Psycho’s ideology or message is far less clear. The film does not have a discernible protagonist or center. If a protagonist is defined by the character who changes, or the character who attains his or her goal, there is no clear place to apply that label in Psycho. This is partly what makes Psycho significant. Psycho is not intended as an ideological film.

Psycho’s main purpose is to scare its audience. This narrow focus was something new in 1960. Before Psycho there were films that told scary stories, but the story was still the primary driver and often had an end that brought justice or closure along with a moral. Psycho’s narrative is important, but the frightening situations it creates are the true focus. It would be difficult to glean an overarching message from the story.

In a less sophisticated way, Deep Throat has a similar relationship to its content. Psycho showcases violence in order to shock and frighten the audience. Deep Throat showcases sex to shock and arouse its audience. Both have a narrative arc, Psycho’s is far richer and more sophisticated than Deep Throat but neither film is interested in using the arc to deliver a message, the point is the excitement.

The Wizard Of OZ could not have focused on one element the way Psycho and Deep Throat did. In 1939 America, most films were made for general audiences. There had to be a little something for everyone. The whole family went to the theater. There was no specialized movie houses or rating system to sort out which film was for which audience. Even if society had been “ready” for a film like Deep Throat in 1939, there was no place for it. There was no cultural or literal space for it to exist.

In order to make a space for Psycho the antitrust case that broke up the big studios had to happen first. The studios had to give up ownership of the theaters. This left the venues in the hands of individuals who could pick and choose whatever they wanted to show.

In order to make space for Deep Throat, the Hayes Code had to be repealed and replaced with the self-imposed rating system that went from PG (parental guidance) to X (adults only.) 42nd Street and Times Square became the east coast’s Hollywood for pornography. Theaters became even more specialized. Now there were theaters exclusively for porn and others exclusively for grindhouse. There were art house theaters too, and of course mainstream venues as well.

This splintering into different genres and different audiences increased over time. Big theaters started renovating their interiors to turn one big theater into a group of smaller theaters. This way they could show a romantic movie, a science fiction movie, a horror movie, and a comedy all at the same time. Grindhouse and porn were still kept separate and were the purview of less reputable theaters.

The three films could be seen as appealing to progressively smaller audiences. Each served a more narrow purpose and appealed to a more narrow niche than its predecessor. In contrast, modern mainstream films like The Avengers are meant to appeal to as large an audience as possible. Even larger than The Wizard of Oz. The Avengers is geared toward a world audience. Marvel makes more money outside the US than inside the US.
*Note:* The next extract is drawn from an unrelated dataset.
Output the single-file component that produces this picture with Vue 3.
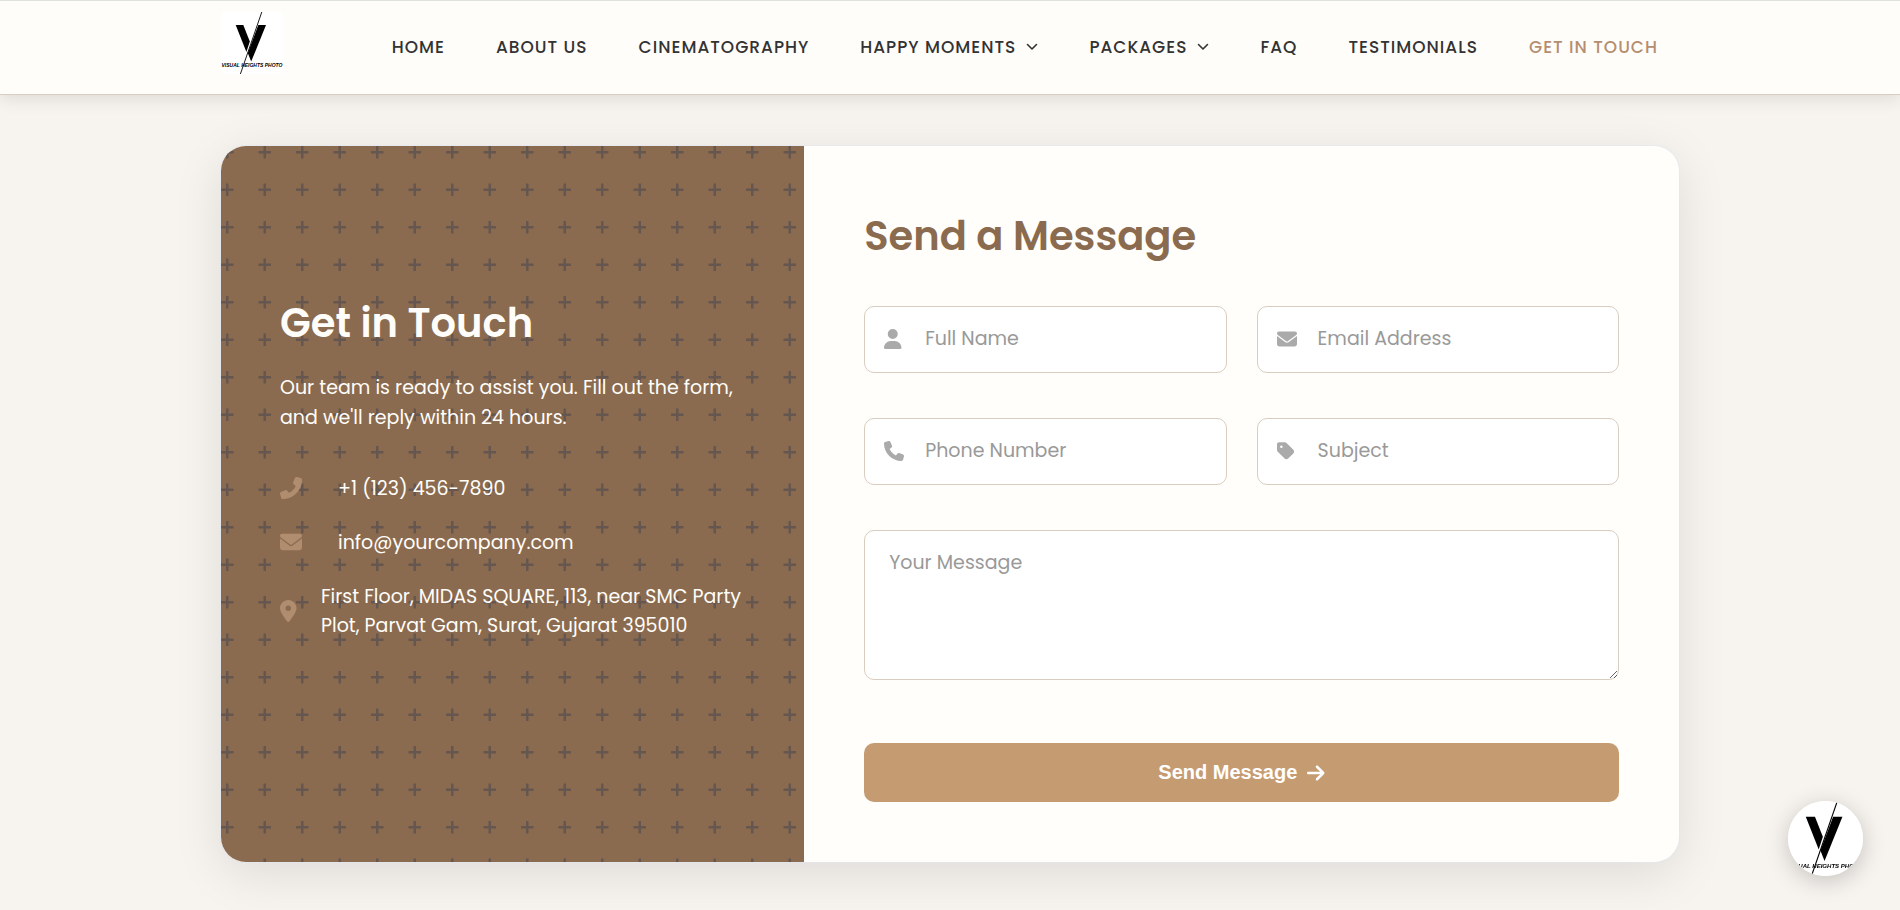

Just as each of the three films could be seen as appealing to a progressively smaller audience so too could they be seen as becoming more personal. Dorothy is a hero and so her personal psychology cannot be too idiosyncratic otherwise the audience’s ability to identify with her could be compromised. In Psycho all the characters behave in a relatively conventional and predictable manner with the exception of Norman who’s aberrance is the crux of the film. The film is named after him and his individual mental illness. As rudimentary as the plot is, Deep Throat focuses on one particular woman with one particular problem. Deep Throat is perhaps not the best example to illustrate the trend, but there was certainly a move from the macro vision of humanity toward the micro.

Consider a comparison between Frank Capra’s Meet John Doe from 1941 and Martin Scorsese’s Taxi Driver from 1976. Both feature marginalized men caught in a society they see as broken. John Doe represents our better nature. He is a stand-in for everything we wish we were. It is easy to identify with him. Setting aside that Travis Bickle is a darker character, he is a far more unique and fully formed individual. We as an audience might be able to understand him but he is far too individual to identify with regardless of his mental instability. Scorsese feels free to go deep into Travis’ mind and thoroughly reveal the workings of a particular individual’s brain, whereas Capra is careful to construct an everyman.

All of the characters in all of the films mentioned thus far are engaged in a struggle. It is difficult to construct a story without one. Dorothy struggles to get home. Marion struggles to find a better life, and Norman struggles against his inner demons. Linda struggles to find sexual satisfaction and love. The first two films have antagonists, the last one does not. This again is a reflection of Deep Throat being more personal, and less universal. Linda is searching for satisfaction. A journey that begins as superficial and leads inward past physical satisfaction toward inner satisfaction.

Having mentioned Taxi Driver it is apparent that it could be included on this list as a fourth touchstone that keeps reemerging but it can be seen as an inheritor from Psycho in that Psycho helped begin the descent into the gritty world of murder and mental illness that Taxi Driver capitalized on. There are of course many films that can be used to plot the evolution of film. Some might be more significant or apt examples of landmarks, but The Wizard of Oz, Psycho, and Deep Throat form reference points that help locate other films inside history and within a socio-cultural framework.

Each film marks an important change in the history of cinema, but they are not necessarily the cause of historical changes. They are as much the result of cultural shifts as they are contributors to those shifts. Either way, they are useful markers for placing other films within a cultural context.